Warum wechselten Sie vom Sozialstudium zur Landespflege und schiedlich zum Jahu Musikladen?

Die tägliche Fahrerei nach München war mir ein Graus, daher entschied ich mich, zu wechseln und in Weihenstephan Landespflege zu studieren. Aber schon damals, Mitte der 70er Jahre, spielte ich in Bands, wir probten, hatten regelmäßig Auftritte und dann kam die Band "Wurff", für die ich auch die Texte schrieb.

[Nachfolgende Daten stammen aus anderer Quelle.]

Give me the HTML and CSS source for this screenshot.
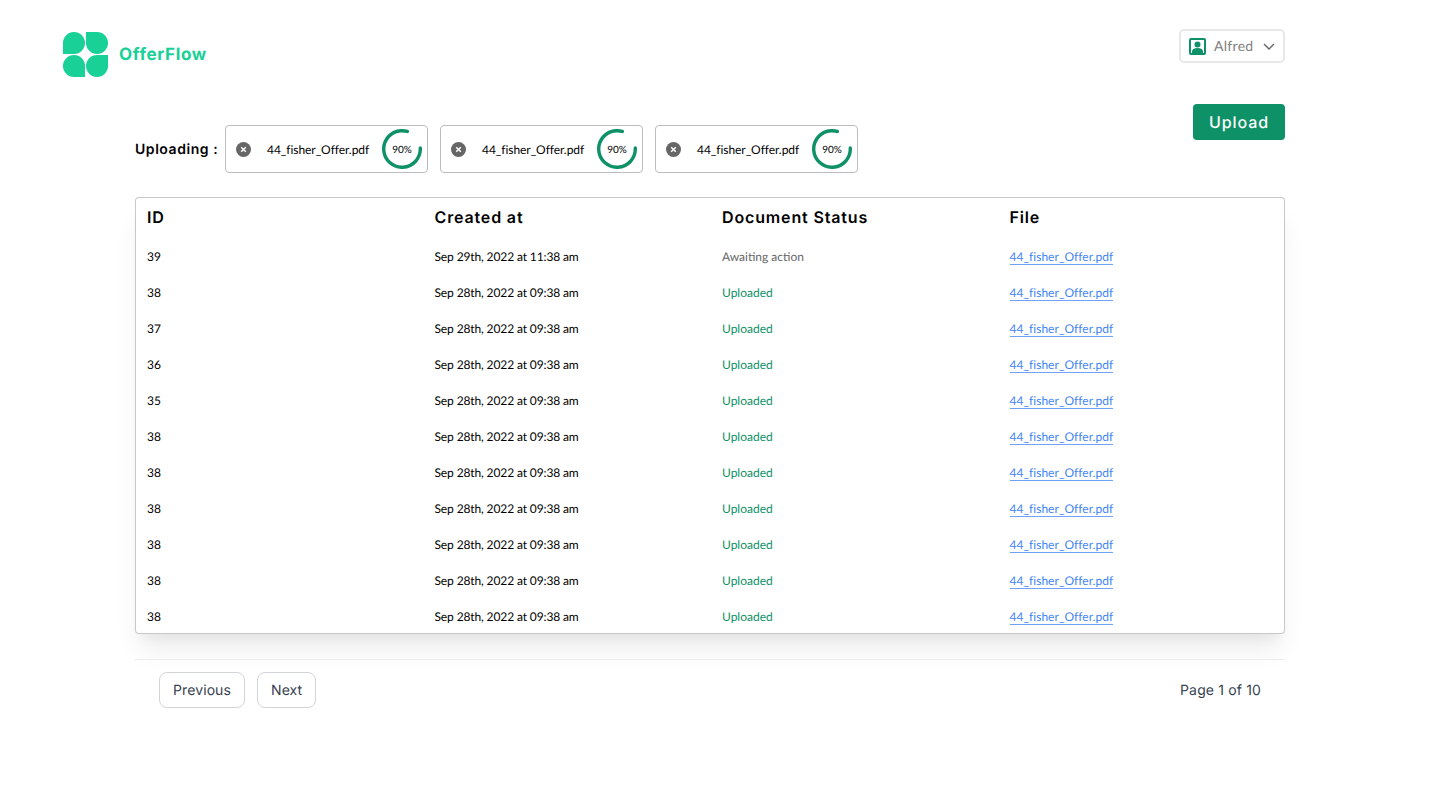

Nach sechs Semestern entschloss ich mich, nur noch Musik zu machen und gründete mit Jim Hubai den Jahu-Musikladen, der dann 20 Jahre lang existierte und zu einem Treffpunkt für alle Freisinger Musiker wurde.

Auch privat veränderte sich Ihr Leben...

Ich war inzwischen Vater geworden, meine beiden Töchter kamen auf die Welt und natürlich wollte ich für sie Zeit haben. Ein Jahr lang war ich sogar Hausmann und versorgte sie. Außerdem gibt es ja den Jazzclub Hirsch, dessen Präse ich 20 Jahre lang war.

Dann kamen die Jumpin' Jacks....

Als ein Freund seinen 50. Geburtstag feierte, wurden wir gefragt, ein paar Rolling Stones Nummern zu spielen. Wolfgang Beck, Günter Kreuzpointner, Butsch, Hank Houzer und ich hatten dann Lust, zusammen mit den Stones-Coversongs weiterzumachen und spielten auch mal sechs Gigs in der Woche, das hat uns schließlich bekannt gemacht.

Warum hörten Sie mit dem Jahu-Musikladen an der Bahnhofstraße auf?

Schweren Herzens, denn der Laden war ja auch eine soziale Institution und ein Treffpunkt. Die Konkurrenz im Internet wuchs, die können die Sachen günstiger anbieten, es gab immer weniger zu verdienen und die Unkosten stiegen, die Kosten türmten sich auf und ich wollte mich nicht verschulden. Daher schloss ich Anfang 2009 den Laden - nach 20 Jahren.

Langweilig wurde es aber nicht...

Es folgten viele Projekte mit den unterschiedlichsten Musikern, wir spielten Techno, Avantgarde und wir machten Underground-Partys in der Tiefgarage. Aktuell haben wir die Gruppe "Gurupemo" gegründet, eine psychedelische Rentnerband, spielen im Übungskeller und öffentlich so oft es geht unsere eigenen Songs. Ich singe natürlich und spiele Keyboard und Gitarren. Die Jungs haben das richtige Feeling, wir machen demnächst mit den Erdinger Kollegen der ehemaligen Gruppe "Sigurd kämpft" eine Tour. Die alten Herren spielen wieder zusammen, am 31. Oktober auch im Jazzclub Hirsch.

Wie schätzen Sie die Freisinger Musikszene von heute ein ?

Die Musik wird technisch immer ausgefeilter, aber die Kreativität bräuchte auch einen Schub. Aus Freising kommen ja bekannte Musiker aus jeder Richtung. Wir haben hier gute Voraussetzungen für Musiker - Schulen mit gutem Musikunterricht, Auftrittsmöglichkeiten, Übungsräume.

Was geben Sie jungen Musikern und Künstlern mit auf den Weg?

Für einen Musiker oder Künstler ist das Vertrauen in sich selbst das Allerwichtigste. Nicht erschrecken, wenn man schräge Töne macht, sondern diese ausbauen. Am Wichtigsten auf der Bühne ist die persönliche Ausstrahlung und etwas von sich selbst preiszugeben.